Do I get your question concerning the multilevel terms correctly, in that you want (1 | village) and (1 | country) to be included in all submodels? In other words, should these terms be forced to be selected first? If yes, then you can achieve this through argument search_terms, as you guessed. However, there is still an open issue Fixing certain terms to be included in all submodels in cv_varsel in a high dimensional setting · Issue #346 · stan-dev/projpred · GitHub that unfortunately we haven’t made to fix yet.

Secondly, is there anything I might be missing that could help this run more efficiently?

There are many ways to speed up projpred, but you need to be careful not to become too approximate. In general, with such speed-ups, you can quickly get some results, but they are only rough and should only be considered as preliminary results. Some speed-up possibilities are:

  1. You could try cv_method = "LOO" with validate_search = FALSE (this has comparable runtime to varsel(), but accounts for some overfitting, namely that induced by varsel()'s in-sample predictions during the predictive performance evaluation—the predictor ranking is the same as in varsel()). However, for multilevel models, the Pareto-\hat{k} values are often high, meaning that the PSIS-LOO CV (which is used by projpred in the cv_method = "LOO" case) might not be reliable.

  2. You could try reducing nterms_max, but then you need to check the predictive performance plot afterwards to ensure that you are not terminating the search too early.

  3. Arguments ndraws (default NULL), nclusters (default 20), ndraws_pred (default 400), and nclusters_pred (default NULL) impact the speed, so you could try to reduce nclusters below 20 and/or set nclusters_pred to some non-NULL (and smaller than 400) value (which will then cause ndraws_pred to be ignored). Note that if you want to set nclusters_pred as low as 20, you can instead set refit_prj to FALSE (which will then be even faster), see below.

  4. You could try to set argument refit_prj to FALSE. This basically means to set ndraws_pred = ndraws and nclusters_pred = nclusters, but in a more efficient (i.e., faster) way.

  5. (In general, L1 search would be a faster alternative to forward search, but you have a multilevel reference model, so L1 search is not supported in your case.)

Finally, just a minor remark: In your code, you are specifying projpred:: for the get_refmodel() call, but not for the cv_varsel() call. Does that mean you call library(projpred) beforehand?

3 Likes

Hi Frank,

Thanks so much for your response! I’ve always been so impressed seeing how active this community is!!! I really appreciate you taking the time to write such a helpful response!

No I wasn’t actually, I have now updated the package, let’s see how that effects things. Sounds like this would be a big help, and exactly what I need.

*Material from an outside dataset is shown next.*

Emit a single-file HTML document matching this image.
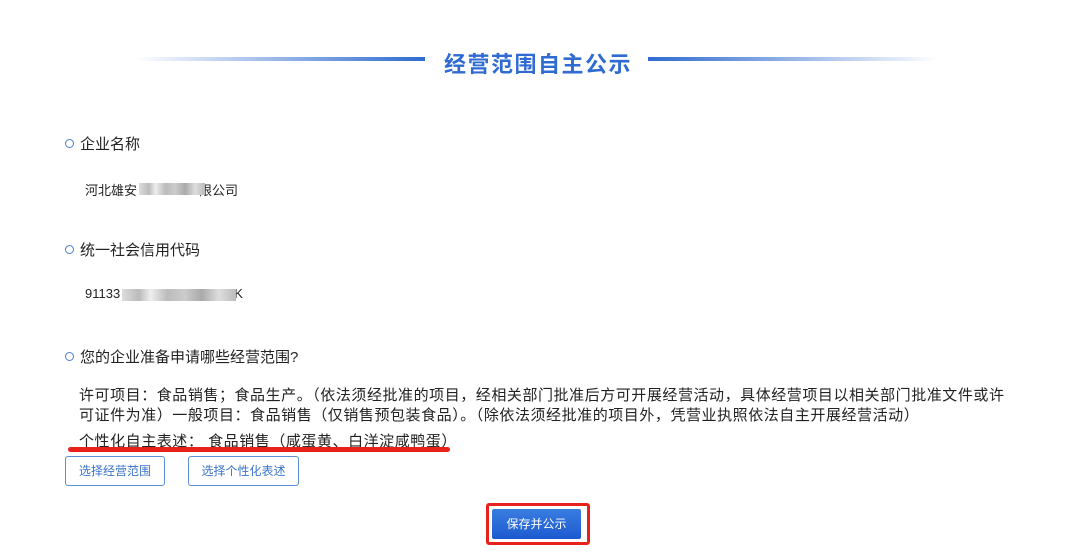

Yes that’s exactly right. I was looking at this post. The impression I got was that I would need to do something like this:

my_search_terms <- c(
    "1",
    "(1 | iso_country_code) + (1 | iso_country_code:village)",
    "(1 | iso_country_code) + (1 | iso_country_code:village) + x1",
    "(1 | iso_country_code) + (1 | iso_country_code:village) + x2",
    "(1 | iso_country_code) + (1 | iso_country_code:village) + ...",
    "(1 | iso_country_code) + (1 | iso_country_code:village) + x10"
)

cv_varsel_res <- cv_varsel(ref_model,
                          method = 'forward', 
                          cv_method = 'kfold', 
                          K = 5,
                          verbose = TRUE, 
                          seed = seed,
                          search_terms = my_search_terms
)

Is that correct, or have I misunderstood? This seems to line up with the issue you linked to?

Thanks so much for the suggestions, I will have play around with the different options! I will let you know how I get on.

Ah yes, I see the inconsistency! Yes I do call library(projpred) beforehand, I don’t know why I have presented it like this!

Thanks again,

Léo

1 Like

This is correct only if you want to terminate the search after the selection of the first x... term (which in turn takes place after the forced selection of (1 | iso_country_code) + (1 | iso_country_code:village)). If I understood your original question correctly, you want to continue the search after that first x... term. For that, you can use the code from #346 (I have just posted a fixed and slightly modified example there).

2 Likes

Hi Frank,

Thanks so much, I see now. I have modified your solution on GitHub very slightly to account for named variables, posting here just in case it is of use to any one in the future:

get_search_terms <- function(fixed_terms, other_predictors) {
  search_terms <- unlist(lapply(1:length(other_predictors), function(m_predictors) {
    lapply(combn(other_predictors, m = m_predictors, simplify = FALSE),
           function(idxs_predictors) {
             paste0(idxs_predictors, collapse = " + ")
           })
  }))
  search_terms <- c(fixed_terms, paste(fixed_terms, "+", search_terms))
  return(search_terms)
}

variables_to_search <- c("x1", "x2","some_named_variable"...)

fixed_variables <- "(1 | iso_country_code) + (1 | iso_country_code:village)"

search_terms <- get_search_terms(fixed_variables,variables_to_search)

cv_varsel(ref_model,
                          method = 'forward', 
                          cv_method = 'kfold', 
                          K = 5,
                          verbose = TRUE, 
                          seed = seed,
                          search_terms=search_terms) 

Thanks again for all the help. I will let you know how I get on!

2 Likes

Issue #346 has now been solved on GitHub (by the addition of a helper function called force_search_terms()).